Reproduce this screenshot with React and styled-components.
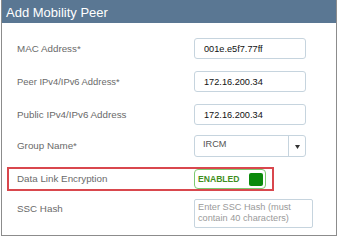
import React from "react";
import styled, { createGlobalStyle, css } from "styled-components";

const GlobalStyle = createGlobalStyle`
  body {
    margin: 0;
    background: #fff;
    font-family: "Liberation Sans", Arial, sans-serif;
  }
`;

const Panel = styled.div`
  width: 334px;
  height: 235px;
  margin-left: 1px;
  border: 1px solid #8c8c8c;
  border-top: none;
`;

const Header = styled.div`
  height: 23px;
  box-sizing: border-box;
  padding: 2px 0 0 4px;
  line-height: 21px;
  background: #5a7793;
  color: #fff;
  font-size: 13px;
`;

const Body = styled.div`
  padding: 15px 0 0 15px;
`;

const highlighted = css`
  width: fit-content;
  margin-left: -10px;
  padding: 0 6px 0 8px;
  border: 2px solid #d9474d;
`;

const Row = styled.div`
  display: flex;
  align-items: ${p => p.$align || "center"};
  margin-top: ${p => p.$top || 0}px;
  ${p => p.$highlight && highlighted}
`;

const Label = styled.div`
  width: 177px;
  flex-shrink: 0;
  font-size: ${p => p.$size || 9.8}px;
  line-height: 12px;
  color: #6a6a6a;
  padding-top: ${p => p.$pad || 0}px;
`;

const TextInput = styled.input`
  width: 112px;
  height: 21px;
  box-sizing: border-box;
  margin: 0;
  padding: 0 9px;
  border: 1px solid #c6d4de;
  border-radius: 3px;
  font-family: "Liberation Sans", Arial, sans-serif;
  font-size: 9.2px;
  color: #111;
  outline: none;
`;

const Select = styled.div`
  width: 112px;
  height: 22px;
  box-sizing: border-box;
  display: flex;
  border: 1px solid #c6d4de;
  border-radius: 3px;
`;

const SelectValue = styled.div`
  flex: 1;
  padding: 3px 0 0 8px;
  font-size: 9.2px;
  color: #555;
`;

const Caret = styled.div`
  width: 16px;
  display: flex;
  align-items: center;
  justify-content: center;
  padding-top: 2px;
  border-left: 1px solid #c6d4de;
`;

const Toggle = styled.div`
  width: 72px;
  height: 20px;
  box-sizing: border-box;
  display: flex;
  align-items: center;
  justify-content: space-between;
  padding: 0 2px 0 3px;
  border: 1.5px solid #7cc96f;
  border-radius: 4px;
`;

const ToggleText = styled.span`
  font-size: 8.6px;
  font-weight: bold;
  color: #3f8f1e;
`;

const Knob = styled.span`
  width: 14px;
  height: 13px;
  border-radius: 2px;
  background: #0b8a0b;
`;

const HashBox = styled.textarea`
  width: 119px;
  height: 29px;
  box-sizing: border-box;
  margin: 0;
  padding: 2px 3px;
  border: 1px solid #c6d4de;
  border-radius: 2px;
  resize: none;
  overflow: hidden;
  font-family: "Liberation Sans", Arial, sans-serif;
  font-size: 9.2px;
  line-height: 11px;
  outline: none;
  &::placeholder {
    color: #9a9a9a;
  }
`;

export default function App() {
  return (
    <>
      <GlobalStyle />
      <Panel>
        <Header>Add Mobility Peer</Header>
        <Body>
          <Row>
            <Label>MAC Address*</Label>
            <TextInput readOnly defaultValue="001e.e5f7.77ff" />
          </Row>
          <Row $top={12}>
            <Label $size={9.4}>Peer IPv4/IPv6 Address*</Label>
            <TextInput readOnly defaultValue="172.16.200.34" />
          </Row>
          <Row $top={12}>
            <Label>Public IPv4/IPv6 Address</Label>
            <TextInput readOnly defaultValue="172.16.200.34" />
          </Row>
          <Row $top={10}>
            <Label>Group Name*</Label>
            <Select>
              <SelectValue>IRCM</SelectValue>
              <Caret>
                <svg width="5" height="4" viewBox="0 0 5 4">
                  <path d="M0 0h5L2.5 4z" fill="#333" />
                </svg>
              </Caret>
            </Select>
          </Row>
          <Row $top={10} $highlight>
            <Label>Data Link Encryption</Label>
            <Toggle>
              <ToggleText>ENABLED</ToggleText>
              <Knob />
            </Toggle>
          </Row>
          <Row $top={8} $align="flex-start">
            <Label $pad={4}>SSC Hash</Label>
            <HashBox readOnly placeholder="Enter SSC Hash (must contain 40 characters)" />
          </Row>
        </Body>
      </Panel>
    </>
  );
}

- _What the task asks_
Scan the material above. Copy each line where "React" occurs.

- _Answer for the task_
Reproduce this screenshot with React and styled-components.
import React from "react";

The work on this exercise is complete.